WRITTEN EXERCISE |
Select and reproduce each line of the listing below that bears the string "React".

---------------

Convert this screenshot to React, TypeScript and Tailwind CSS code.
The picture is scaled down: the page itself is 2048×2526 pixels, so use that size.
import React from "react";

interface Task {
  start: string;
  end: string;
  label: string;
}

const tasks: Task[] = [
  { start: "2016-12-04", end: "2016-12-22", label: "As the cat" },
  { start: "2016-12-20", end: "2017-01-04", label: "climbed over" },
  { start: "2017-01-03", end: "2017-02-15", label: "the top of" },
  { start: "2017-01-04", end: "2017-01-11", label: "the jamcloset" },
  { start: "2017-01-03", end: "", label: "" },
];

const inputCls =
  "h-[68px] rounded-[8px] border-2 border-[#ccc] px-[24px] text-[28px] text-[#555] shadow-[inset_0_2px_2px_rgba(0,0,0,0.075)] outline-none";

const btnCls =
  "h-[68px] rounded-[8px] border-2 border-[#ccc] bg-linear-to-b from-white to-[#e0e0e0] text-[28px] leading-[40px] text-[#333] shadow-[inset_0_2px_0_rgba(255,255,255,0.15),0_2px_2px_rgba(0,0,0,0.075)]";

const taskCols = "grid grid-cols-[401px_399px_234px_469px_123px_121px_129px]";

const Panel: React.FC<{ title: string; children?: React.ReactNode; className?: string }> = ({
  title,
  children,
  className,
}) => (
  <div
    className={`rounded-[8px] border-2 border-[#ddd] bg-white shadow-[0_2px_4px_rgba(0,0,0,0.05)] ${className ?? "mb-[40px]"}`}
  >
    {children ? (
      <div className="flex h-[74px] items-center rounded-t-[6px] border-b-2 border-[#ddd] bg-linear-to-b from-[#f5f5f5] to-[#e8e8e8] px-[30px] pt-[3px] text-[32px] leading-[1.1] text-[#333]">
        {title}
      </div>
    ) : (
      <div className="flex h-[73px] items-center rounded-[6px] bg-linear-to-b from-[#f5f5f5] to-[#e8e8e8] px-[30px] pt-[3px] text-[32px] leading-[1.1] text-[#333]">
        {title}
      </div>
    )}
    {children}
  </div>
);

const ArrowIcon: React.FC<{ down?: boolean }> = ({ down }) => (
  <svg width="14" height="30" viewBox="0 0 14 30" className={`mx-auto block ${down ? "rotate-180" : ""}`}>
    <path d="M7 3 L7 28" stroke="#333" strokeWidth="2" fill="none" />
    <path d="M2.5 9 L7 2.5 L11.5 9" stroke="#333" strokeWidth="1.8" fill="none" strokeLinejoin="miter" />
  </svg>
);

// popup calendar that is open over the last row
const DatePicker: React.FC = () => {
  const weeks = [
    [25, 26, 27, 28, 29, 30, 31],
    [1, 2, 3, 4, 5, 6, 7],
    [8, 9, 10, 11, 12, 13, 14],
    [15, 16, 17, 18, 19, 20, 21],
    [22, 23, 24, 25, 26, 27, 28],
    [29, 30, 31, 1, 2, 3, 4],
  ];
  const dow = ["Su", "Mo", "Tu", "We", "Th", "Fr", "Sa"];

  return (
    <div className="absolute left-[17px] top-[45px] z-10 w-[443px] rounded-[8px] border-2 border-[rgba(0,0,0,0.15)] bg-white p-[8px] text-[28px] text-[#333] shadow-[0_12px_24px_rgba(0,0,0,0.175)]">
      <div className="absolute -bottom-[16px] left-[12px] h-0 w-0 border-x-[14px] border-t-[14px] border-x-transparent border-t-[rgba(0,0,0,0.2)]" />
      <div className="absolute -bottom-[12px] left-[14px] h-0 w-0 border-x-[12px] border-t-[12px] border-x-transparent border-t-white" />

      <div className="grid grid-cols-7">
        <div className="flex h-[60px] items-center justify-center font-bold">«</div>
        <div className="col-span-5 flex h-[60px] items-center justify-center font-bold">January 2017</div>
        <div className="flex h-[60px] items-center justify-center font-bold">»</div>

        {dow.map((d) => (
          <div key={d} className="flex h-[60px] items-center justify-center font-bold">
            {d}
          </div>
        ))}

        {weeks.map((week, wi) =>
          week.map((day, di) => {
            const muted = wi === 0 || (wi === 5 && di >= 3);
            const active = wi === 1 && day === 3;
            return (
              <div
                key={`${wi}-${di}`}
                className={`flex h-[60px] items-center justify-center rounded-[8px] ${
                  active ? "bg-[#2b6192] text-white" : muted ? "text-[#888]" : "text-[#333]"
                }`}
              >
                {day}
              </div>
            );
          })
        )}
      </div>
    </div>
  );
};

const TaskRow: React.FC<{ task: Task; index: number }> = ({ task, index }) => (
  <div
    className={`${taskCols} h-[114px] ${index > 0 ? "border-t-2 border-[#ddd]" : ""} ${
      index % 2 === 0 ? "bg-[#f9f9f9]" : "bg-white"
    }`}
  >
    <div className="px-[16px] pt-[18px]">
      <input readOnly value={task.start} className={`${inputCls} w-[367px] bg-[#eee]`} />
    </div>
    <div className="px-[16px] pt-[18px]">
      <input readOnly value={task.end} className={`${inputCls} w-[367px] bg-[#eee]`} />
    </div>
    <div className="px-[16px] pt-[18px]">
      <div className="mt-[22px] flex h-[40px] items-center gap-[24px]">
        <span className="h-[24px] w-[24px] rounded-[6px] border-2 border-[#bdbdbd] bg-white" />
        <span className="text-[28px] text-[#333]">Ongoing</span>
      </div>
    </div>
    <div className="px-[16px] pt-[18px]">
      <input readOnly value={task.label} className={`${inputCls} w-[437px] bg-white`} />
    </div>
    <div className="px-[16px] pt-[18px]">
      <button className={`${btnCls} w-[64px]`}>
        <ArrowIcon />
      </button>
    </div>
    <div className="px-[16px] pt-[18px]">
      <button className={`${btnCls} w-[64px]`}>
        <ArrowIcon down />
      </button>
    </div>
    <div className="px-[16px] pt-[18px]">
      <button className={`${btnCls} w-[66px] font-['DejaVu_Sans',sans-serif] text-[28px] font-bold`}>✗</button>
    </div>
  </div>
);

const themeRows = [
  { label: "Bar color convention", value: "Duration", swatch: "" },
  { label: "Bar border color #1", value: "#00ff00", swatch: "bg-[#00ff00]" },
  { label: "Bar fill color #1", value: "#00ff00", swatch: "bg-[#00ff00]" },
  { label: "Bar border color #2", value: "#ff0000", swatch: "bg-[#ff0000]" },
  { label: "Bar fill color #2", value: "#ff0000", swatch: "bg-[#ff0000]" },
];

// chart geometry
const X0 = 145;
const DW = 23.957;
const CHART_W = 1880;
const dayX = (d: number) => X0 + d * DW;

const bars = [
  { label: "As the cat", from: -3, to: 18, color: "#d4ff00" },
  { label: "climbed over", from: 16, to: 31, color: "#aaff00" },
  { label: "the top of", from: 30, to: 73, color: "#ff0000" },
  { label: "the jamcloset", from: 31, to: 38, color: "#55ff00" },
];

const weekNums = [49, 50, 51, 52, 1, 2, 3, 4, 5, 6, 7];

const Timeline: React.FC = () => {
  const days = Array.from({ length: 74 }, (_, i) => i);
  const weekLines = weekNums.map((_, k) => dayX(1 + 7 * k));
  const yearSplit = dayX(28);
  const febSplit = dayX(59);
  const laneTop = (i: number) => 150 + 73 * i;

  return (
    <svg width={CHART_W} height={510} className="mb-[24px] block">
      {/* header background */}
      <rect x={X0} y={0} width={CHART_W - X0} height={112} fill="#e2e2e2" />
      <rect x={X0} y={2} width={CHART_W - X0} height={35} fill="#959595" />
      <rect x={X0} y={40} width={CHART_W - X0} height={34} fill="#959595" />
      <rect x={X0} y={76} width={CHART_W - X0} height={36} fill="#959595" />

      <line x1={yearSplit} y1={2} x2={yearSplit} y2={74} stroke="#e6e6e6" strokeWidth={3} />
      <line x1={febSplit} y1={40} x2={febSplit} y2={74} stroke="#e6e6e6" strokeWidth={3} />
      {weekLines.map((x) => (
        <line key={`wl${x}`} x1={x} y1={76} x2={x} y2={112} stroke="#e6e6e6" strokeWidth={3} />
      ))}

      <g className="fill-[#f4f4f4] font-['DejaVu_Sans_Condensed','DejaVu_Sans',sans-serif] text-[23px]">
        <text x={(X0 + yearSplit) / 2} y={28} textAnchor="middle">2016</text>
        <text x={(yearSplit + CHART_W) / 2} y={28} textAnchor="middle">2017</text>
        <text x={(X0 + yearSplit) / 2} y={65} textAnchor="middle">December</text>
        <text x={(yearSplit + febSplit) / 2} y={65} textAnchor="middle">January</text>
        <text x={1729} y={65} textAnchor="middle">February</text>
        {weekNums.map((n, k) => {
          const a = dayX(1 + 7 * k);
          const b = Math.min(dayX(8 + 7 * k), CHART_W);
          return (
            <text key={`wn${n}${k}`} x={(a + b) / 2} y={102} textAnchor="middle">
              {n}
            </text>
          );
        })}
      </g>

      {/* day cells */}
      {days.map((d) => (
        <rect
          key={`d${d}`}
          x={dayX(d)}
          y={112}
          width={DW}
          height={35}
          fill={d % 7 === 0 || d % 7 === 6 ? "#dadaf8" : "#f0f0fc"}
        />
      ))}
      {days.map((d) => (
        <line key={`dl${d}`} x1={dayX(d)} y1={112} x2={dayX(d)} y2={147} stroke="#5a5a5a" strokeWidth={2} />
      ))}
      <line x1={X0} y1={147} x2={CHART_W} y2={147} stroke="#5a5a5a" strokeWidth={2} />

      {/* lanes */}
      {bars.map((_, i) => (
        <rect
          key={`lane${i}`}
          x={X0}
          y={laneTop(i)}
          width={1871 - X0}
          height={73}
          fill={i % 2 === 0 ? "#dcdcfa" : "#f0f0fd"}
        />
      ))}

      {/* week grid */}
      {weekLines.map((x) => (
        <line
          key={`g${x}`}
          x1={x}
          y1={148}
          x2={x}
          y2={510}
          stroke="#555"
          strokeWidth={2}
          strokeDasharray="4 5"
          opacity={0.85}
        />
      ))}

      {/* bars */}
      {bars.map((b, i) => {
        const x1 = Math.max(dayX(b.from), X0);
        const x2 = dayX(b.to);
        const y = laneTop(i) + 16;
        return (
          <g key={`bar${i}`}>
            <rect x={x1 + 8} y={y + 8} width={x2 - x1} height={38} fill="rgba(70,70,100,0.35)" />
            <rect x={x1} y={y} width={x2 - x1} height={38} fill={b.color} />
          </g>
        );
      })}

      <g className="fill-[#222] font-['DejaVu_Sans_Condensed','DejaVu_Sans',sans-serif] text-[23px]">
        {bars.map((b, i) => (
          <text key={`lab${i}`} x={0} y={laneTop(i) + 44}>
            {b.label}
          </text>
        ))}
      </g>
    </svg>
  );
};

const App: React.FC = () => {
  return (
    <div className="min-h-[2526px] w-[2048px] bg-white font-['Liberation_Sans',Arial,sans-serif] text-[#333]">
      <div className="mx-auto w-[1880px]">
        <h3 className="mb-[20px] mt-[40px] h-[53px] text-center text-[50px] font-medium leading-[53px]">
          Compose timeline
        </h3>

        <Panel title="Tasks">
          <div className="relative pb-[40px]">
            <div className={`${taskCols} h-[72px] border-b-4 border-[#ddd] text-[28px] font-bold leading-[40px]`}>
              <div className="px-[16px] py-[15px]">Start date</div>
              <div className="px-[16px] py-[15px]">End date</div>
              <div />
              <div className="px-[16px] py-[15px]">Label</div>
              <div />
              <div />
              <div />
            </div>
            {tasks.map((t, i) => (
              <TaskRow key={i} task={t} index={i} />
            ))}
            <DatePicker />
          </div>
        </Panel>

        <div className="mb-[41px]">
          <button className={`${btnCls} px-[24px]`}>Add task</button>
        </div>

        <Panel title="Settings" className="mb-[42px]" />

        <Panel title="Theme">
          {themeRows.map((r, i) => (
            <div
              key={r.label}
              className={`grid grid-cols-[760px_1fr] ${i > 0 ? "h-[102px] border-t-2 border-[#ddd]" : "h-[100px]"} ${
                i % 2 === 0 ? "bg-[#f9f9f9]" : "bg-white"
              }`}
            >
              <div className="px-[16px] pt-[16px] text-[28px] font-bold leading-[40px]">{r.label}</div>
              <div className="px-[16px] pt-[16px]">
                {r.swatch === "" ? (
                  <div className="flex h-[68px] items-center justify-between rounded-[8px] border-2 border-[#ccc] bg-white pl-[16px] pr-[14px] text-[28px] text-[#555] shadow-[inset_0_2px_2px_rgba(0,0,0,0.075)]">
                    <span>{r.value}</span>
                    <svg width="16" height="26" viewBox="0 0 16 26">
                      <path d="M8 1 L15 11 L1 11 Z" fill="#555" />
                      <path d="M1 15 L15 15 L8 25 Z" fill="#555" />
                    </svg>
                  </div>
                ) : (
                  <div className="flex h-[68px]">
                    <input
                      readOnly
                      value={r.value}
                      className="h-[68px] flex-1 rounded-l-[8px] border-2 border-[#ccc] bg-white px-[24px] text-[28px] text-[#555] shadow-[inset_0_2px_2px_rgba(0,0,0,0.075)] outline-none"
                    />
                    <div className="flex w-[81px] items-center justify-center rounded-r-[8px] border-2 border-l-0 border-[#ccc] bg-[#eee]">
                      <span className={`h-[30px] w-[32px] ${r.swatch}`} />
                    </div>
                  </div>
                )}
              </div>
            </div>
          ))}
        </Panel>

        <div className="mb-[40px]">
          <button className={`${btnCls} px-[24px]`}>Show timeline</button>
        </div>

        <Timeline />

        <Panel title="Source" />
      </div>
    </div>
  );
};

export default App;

---------------

SOLUTION TO THIS PROBLEM |
Convert this screenshot to React, TypeScript and Tailwind CSS code.
import React from "react";
const Panel: React.FC<{ title: string; children?: React.ReactNode; className?: string }> = ({
const ArrowIcon: React.FC<{ down?: boolean }> = ({ down }) => (
const DatePicker: React.FC = () => {
const TaskRow: React.FC<{ task: Task; index: number }> = ({ task, index }) => (
const Timeline: React.FC = () => {
const App: React.FC = () => {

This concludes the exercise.